* _WORK REQUIRED_:
From the listing below, extract every line in which the word "that" appears.
Start of SUPPLIED MATERIAL
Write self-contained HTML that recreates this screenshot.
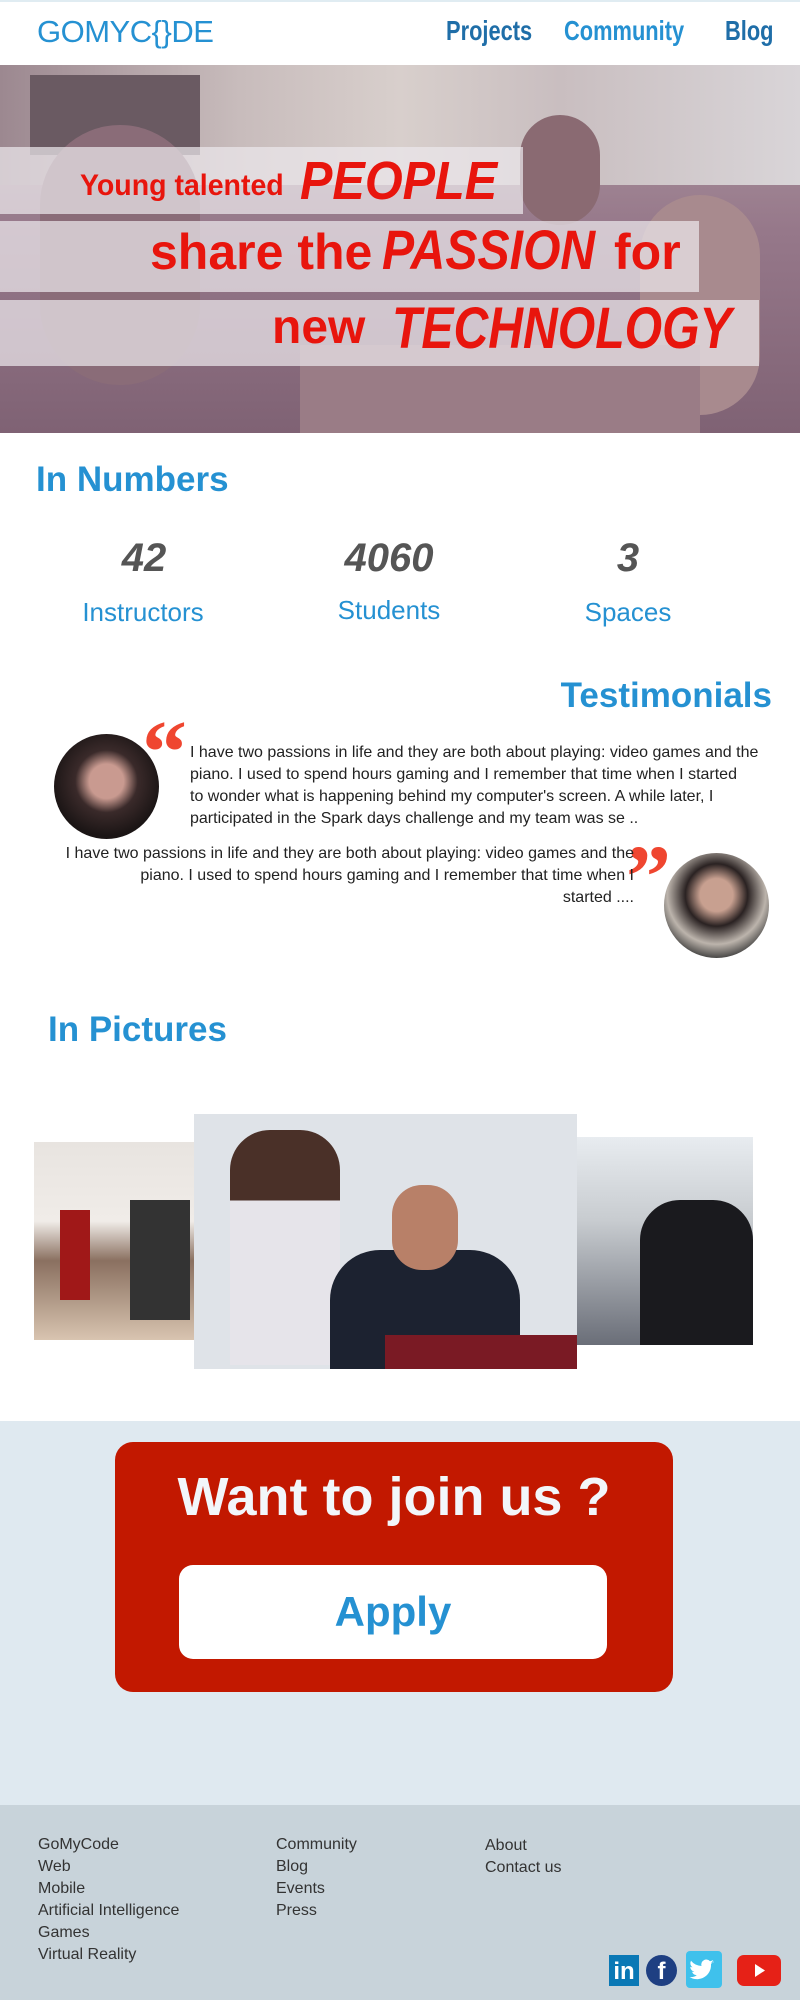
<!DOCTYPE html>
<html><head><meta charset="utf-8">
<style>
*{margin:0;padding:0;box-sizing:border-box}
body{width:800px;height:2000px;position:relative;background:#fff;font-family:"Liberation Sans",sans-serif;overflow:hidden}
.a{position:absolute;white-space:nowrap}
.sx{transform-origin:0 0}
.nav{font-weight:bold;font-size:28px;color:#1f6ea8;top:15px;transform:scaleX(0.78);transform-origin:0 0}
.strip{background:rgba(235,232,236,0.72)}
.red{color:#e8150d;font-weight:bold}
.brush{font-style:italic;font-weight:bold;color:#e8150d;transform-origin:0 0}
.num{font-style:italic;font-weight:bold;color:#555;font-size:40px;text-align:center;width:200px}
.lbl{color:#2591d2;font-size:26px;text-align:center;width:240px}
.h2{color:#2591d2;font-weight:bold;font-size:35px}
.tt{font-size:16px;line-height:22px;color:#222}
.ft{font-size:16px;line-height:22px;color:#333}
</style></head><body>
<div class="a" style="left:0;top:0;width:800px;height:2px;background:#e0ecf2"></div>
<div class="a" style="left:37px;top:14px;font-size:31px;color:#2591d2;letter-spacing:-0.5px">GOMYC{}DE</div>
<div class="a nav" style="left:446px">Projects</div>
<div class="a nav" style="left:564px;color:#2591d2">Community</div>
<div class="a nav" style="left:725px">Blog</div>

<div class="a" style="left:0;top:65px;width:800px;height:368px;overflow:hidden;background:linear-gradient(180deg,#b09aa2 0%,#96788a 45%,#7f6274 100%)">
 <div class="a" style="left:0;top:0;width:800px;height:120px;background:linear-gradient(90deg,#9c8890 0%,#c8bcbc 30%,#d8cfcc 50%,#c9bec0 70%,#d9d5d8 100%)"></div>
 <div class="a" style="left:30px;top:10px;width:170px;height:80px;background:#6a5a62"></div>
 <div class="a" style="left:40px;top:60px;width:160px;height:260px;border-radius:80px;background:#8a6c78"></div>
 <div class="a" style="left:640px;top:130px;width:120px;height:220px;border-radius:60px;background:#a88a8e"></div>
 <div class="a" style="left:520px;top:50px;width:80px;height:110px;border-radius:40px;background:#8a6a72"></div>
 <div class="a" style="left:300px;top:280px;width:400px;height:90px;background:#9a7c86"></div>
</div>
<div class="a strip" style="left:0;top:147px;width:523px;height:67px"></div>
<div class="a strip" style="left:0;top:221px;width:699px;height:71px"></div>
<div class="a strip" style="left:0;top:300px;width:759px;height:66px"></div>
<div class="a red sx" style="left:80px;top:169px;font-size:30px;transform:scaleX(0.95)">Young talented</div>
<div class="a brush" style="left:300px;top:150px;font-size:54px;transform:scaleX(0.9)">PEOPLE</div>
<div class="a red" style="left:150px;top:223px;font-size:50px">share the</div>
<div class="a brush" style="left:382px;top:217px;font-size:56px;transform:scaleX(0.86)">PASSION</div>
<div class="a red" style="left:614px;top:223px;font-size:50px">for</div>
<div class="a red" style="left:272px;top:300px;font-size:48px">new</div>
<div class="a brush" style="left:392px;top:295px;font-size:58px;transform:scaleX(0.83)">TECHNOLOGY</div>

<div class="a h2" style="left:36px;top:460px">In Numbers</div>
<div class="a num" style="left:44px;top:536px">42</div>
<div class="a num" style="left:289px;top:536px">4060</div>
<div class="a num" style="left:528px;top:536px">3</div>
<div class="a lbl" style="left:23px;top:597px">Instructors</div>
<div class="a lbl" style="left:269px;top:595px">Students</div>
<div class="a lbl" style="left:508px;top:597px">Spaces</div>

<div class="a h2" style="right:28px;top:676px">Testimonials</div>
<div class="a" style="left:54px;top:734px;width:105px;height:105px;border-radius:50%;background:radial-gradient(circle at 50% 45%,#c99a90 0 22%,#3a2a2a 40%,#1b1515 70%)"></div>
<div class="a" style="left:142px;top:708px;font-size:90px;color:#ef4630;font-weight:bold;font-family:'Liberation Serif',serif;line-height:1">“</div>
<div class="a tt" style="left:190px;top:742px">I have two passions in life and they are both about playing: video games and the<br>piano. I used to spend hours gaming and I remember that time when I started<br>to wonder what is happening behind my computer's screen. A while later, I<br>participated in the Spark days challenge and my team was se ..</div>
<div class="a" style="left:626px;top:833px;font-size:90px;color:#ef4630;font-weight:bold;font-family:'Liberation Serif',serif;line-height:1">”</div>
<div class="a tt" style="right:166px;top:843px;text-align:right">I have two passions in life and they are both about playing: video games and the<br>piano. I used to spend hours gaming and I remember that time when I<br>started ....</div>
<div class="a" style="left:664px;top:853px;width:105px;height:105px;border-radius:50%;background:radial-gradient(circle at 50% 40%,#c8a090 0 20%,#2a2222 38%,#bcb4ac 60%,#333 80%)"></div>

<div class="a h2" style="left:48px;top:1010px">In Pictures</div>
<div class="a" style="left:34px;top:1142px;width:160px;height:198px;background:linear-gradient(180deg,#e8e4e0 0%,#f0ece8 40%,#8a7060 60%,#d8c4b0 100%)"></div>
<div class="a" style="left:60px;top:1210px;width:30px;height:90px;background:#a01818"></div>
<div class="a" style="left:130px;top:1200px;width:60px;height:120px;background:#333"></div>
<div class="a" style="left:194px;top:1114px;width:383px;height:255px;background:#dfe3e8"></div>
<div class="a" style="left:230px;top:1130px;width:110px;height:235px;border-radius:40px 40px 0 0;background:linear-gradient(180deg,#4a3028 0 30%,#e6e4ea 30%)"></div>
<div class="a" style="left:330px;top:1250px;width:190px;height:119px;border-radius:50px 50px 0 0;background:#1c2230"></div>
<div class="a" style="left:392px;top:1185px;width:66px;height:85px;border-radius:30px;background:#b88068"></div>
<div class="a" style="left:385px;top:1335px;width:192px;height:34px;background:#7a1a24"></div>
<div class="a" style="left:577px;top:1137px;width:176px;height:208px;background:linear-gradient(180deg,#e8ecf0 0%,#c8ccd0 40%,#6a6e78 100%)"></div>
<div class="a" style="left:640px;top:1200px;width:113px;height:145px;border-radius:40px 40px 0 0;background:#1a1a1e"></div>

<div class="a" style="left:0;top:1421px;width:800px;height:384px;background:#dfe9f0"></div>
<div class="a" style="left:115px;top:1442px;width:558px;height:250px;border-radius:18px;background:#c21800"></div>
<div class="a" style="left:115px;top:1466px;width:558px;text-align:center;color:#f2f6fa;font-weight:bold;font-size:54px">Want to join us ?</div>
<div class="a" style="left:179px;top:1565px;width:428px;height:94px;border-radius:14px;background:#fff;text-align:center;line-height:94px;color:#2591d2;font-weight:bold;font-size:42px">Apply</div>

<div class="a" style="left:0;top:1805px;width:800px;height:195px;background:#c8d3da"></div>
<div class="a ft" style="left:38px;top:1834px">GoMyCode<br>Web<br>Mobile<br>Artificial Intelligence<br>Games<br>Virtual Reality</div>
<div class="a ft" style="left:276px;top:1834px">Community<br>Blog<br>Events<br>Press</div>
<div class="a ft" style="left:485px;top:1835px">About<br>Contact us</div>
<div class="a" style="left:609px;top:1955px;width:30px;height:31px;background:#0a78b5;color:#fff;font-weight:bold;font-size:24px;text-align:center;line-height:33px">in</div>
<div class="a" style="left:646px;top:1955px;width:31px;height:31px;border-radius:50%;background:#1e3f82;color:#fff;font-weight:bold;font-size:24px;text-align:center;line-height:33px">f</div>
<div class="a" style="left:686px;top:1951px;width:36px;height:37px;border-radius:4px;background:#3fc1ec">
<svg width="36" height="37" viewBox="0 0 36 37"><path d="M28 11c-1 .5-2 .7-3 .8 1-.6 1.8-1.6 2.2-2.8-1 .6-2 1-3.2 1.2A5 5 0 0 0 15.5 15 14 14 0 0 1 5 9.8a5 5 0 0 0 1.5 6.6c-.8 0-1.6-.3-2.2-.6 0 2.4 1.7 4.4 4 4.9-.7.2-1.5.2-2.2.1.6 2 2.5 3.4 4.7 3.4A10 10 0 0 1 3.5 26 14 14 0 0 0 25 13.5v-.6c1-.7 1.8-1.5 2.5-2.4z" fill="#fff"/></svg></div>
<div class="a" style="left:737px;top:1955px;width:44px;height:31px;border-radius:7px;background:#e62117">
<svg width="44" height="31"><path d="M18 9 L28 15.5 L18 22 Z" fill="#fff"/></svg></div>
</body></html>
End of SUPPLIED MATERIAL
* _FINAL RESULT_:
Write self-contained HTML that recreates this screenshot.
<div class="a tt" style="left:190px;top:742px">I have two passions in life and they are both about playing: video games and the<br>piano. I used to spend hours gaming and I remember that time when I started<br>to wonder what is happening behind my computer's screen. A while later, I<br>participated in the Spark days challenge and my team was se ..</div>
<div class="a tt" style="right:166px;top:843px;text-align:right">I have two passions in life and they are both about playing: video games and the<br>piano. I used to spend hours gaming and I remember that time when I<br>started ....</div>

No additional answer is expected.